• **RECORDED DATA**
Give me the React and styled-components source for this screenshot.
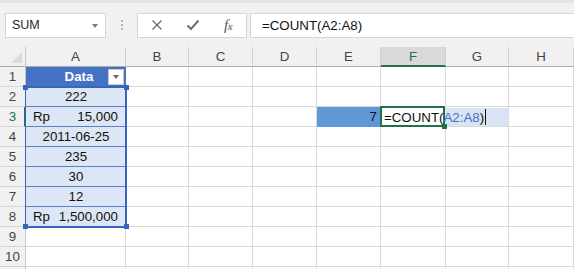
import React from 'react'
import styled, { createGlobalStyle, css } from 'styled-components'

const GlobalStyle = createGlobalStyle`
  html, body {
    margin: 0;
    padding: 0;
    background: #ffffff;
    overflow: hidden;
  }
  body {
    font-family: "Liberation Sans", Arial, sans-serif;
  }
`

const COLS = ['A', 'B', 'C', 'D', 'E', 'F', 'G', 'H']
const GREEN = '#217346'
const GRID = '#dadada'

const Page = styled.div`
  width: 574px;
  height: 269px;
  overflow: hidden;
`

const Toolbar = styled.div`
  display: flex;
  align-items: center;
  height: 47px;
  box-sizing: border-box;
  padding: 0 0 0 5px;
  background: #f1f1f1;
  border-top: 3px solid #e4e4e4;
`

const NameBox = styled.div`
  position: relative;
  width: 101px;
  height: 25px;
  box-sizing: border-box;
  background: #fff;
  border: 1px solid #d6d6d6;
  font-size: 12.5px;
  color: #262626;
  line-height: 23px;
  padding-left: 6px;
  &::after {
    content: '';
    position: absolute;
    right: 7px;
    top: 10px;
    border-left: 3.5px solid transparent;
    border-right: 3.5px solid transparent;
    border-top: 4px solid #7a7a7a;
  }
`

const Grip = styled.div`
  width: 31px;
  height: 25px;
  display: flex;
  flex-direction: column;
  align-items: center;
  justify-content: center;
  gap: 2px;
  span {
    width: 2px;
    height: 2px;
    background: #b4b4b4;
  }
`

const FxButtons = styled.div`
  display: flex;
  align-items: center;
  width: 110px;
  height: 25px;
  box-sizing: border-box;
  background: #fff;
  border: 1px solid #d6d6d6;
  margin-right: 3px;
`

const FxButton = styled.div`
  width: ${p => p.$w}px;
  display: flex;
  align-items: center;
  justify-content: center;
  color: #6a6a6a;
`

const FxLabel = styled.span`
  font-family: "Liberation Serif", "Times New Roman", serif;
  font-style: italic;
  font-size: 15px;
  color: #555;
  letter-spacing: -0.5px;
  small {
    font-size: 11px;
  }
`

const FormulaInput = styled.div`
  flex: 1;
  height: 25px;
  box-sizing: border-box;
  background: #fff;
  border: 1px solid #d6d6d6;
  border-right: none;
  font-size: 13.3px;
  line-height: 23px;
  color: #111;
  padding-left: 11px;
`

const Sheet = styled.div`
  position: relative;
  display: grid;
  grid-template-columns: 26px 100px 63px 64px 64px 64px 65px 63px 1fr;
  grid-auto-rows: 20px;
  font-size: 13.3px;
`

const Corner = styled.div`
  position: relative;
  background: #f1f1f1;
  border-right: 1px solid #c8c8c8;
  border-bottom: 1px solid #ababab;
  &::after {
    content: '';
    position: absolute;
    right: 3px;
    bottom: 3px;
    border-left: 11px solid transparent;
    border-bottom: 11px solid #dcdcdc;
  }
`

const ColHeader = styled.div`
  box-sizing: border-box;
  display: flex;
  align-items: center;
  justify-content: center;
  background: ${p => (p.$active ? '#d9d9d9' : '#f1f1f1')};
  color: ${p => (p.$active ? GREEN : '#444')};
  border-right: 1px solid #cfcfcf;
  border-bottom: ${p => (p.$active ? `2px solid ${GREEN}` : '1px solid #ababab')};
  padding-top: ${p => (p.$active ? '1px' : '0')};
`

const RowHeader = styled.div`
  box-sizing: border-box;
  display: flex;
  align-items: center;
  justify-content: center;
  background: #f1f1f1;
  color: ${p => (p.$active ? GREEN : '#444')};
  border-bottom: 1px solid #d4d4d4;
  border-right: ${p => (p.$active ? `2px solid ${GREEN}` : '1px solid #c8c8c8')};
  padding-left: ${p => (p.$active ? '1px' : '0')};
`

const Cell = styled.div`
  position: relative;
  box-sizing: border-box;
  display: flex;
  align-items: center;
  border-right: 1px solid ${GRID};
  border-bottom: 1px solid ${GRID};
  color: #111;
  ${p =>
    p.$fill &&
    css`
      background: ${p.$fill};
      border-color: ${p.$fill};
    `}
  ${p => p.$right && css`justify-content: flex-end; padding-right: 3px;`}
`

const TableHead = styled.div`
  position: relative;
  box-sizing: border-box;
  display: flex;
  align-items: center;
  justify-content: center;
  background: #4472c4;
  color: #fff;
  font-weight: bold;
  border-bottom: 1px solid #4472c4;
  padding-left: 6px;
`

const FilterButton = styled.div`
  position: absolute;
  right: 2px;
  top: 2px;
  width: 16px;
  height: 16px;
  box-sizing: border-box;
  background: #fff;
  border: 1px solid #c9c9c9;
  &::after {
    content: '';
    position: absolute;
    left: 4px;
    top: 5px;
    border-left: 3.5px solid transparent;
    border-right: 3.5px solid transparent;
    border-top: 4px solid #6b6b6b;
  }
`

const TableCell = styled.div`
  box-sizing: border-box;
  display: flex;
  align-items: center;
  justify-content: ${p => (p.$money ? 'space-between' : 'center')};
  padding: ${p => (p.$money ? '0 8px 0 7px' : '0')};
  background: #dde6f4;
  border-bottom: 1px solid #5a80c8;
  color: #111;
`

const RangeFrame = styled.div`
  position: absolute;
  left: 25px;
  top: 39px;
  width: 102px;
  height: 142px;
  box-sizing: border-box;
  border: 2px solid #3565c0;
  border-left-width: 1px;
  pointer-events: none;
`

const Handle = styled.span`
  position: absolute;
  width: 5px;
  height: 5px;
  background: ${p => p.$color || '#3565c0'};
  ${p => (p.$top ? 'top: -3px;' : 'bottom: -3px;')}
  ${p => (p.$left ? 'left: -3px;' : 'right: -4px;')}
`

const EditFrame = styled.div`
  position: absolute;
  left: -1px;
  top: -1px;
  right: 0;
  bottom: -1px;
  border: 2px solid ${GREEN};
  pointer-events: none;
  z-index: 2;
`

const Overflow = styled.div`
  position: absolute;
  left: 100%;
  top: 1px;
  width: 63px;
  height: 18px;
  background: #dae3f3;
`

const EditText = styled.span`
  position: relative;
  z-index: 3;
  white-space: nowrap;
  padding-left: 3px;
  color: #111;
`

const Ref = styled.span`
  color: #4472c4;
`

const Caret = styled.span`
  display: inline-block;
  width: 1px;
  height: 16px;
  margin-left: 1px;
  vertical-align: -3px;
  background: #111;
`

const tableRows = [
  { v: '222' },
  { rp: true, v: '15,000' },
  { v: '2011-06-25' },
  { v: '235' },
  { v: '30' },
  { v: '12' },
  { rp: true, v: '1,500,000' },
]

function CrossIcon() {
  return (
    <svg width="12" height="12" viewBox="0 0 12 12">
      <path d="M1.5 1.5 L10.5 10.5 M10.5 1.5 L1.5 10.5" stroke="#6d6d6d" strokeWidth="1.4" fill="none" />
    </svg>
  )
}

function CheckIcon() {
  return (
    <svg width="14" height="12" viewBox="0 0 14 12">
      <path d="M1.5 6.5 L5 10 L12.5 1.5" stroke="#6d6d6d" strokeWidth="2" fill="none" />
    </svg>
  )
}

function OtherCells({ row }) {
  return COLS.slice(1).map(col => {
    const key = `${col}${row}`
    if (row === 3 && col === 'E') {
      return (
        <Cell key={key} $fill="#5e98d6" $right>
          7
        </Cell>
      )
    }
    if (row === 3 && col === 'F') {
      return (
        <Cell key={key}>
          <EditFrame>
            <Handle $color={GREEN} style={{ bottom: -4, right: -4 }} />
          </EditFrame>
          <Overflow />
          <EditText>
            =COUNT(<Ref>A2:A8</Ref>)<Caret />
          </EditText>
        </Cell>
      )
    }
    return <Cell key={key} />
  })
}

function ColumnA({ row }) {
  if (row === 1) {
    return (
      <TableHead>
        Data
        <FilterButton />
      </TableHead>
    )
  }
  const data = tableRows[row - 2]
  if (!data) return <Cell />
  if (data.rp) {
    return (
      <TableCell $money>
        <span>Rp</span>
        <span>{data.v}</span>
      </TableCell>
    )
  }
  return <TableCell>{data.v}</TableCell>
}

export default function App() {
  const rows = Array.from({ length: 11 }, (_, i) => i + 1)
  return (
    <Page>
      <GlobalStyle />
      <Toolbar>
        <NameBox>SUM</NameBox>
        <Grip>
          <span />
          <span />
          <span />
        </Grip>
        <FxButtons>
          <FxButton $w={38}>
            <CrossIcon />
          </FxButton>
          <FxButton $w={34}>
            <CheckIcon />
          </FxButton>
          <FxButton $w={36}>
            <FxLabel>
              f<small>x</small>
            </FxLabel>
          </FxButton>
        </FxButtons>
        <FormulaInput>=COUNT(A2:A8)</FormulaInput>
      </Toolbar>
      <Sheet>
        <Corner />
        {COLS.map(c => (
          <ColHeader key={c} $active={c === 'F'}>
            {c}
          </ColHeader>
        ))}
        {rows.map(r => (
          <React.Fragment key={r}>
            <RowHeader $active={r === 3}>{r}</RowHeader>
            <ColumnA row={r} />
            <OtherCells row={r} />
          </React.Fragment>
        ))}
        <RangeFrame>
          <Handle $top $left />
          <Handle $top />
          <Handle $left />
          <Handle />
        </RangeFrame>
      </Sheet>
    </Page>
  )
}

• **GIVEN TASK**
In the material above, show every line where the word "React" turns up.

• **WRITTEN ANSWER**
Give me the React and styled-components source for this screenshot.
import React from 'react'
          <React.Fragment key={r}>
          </React.Fragment>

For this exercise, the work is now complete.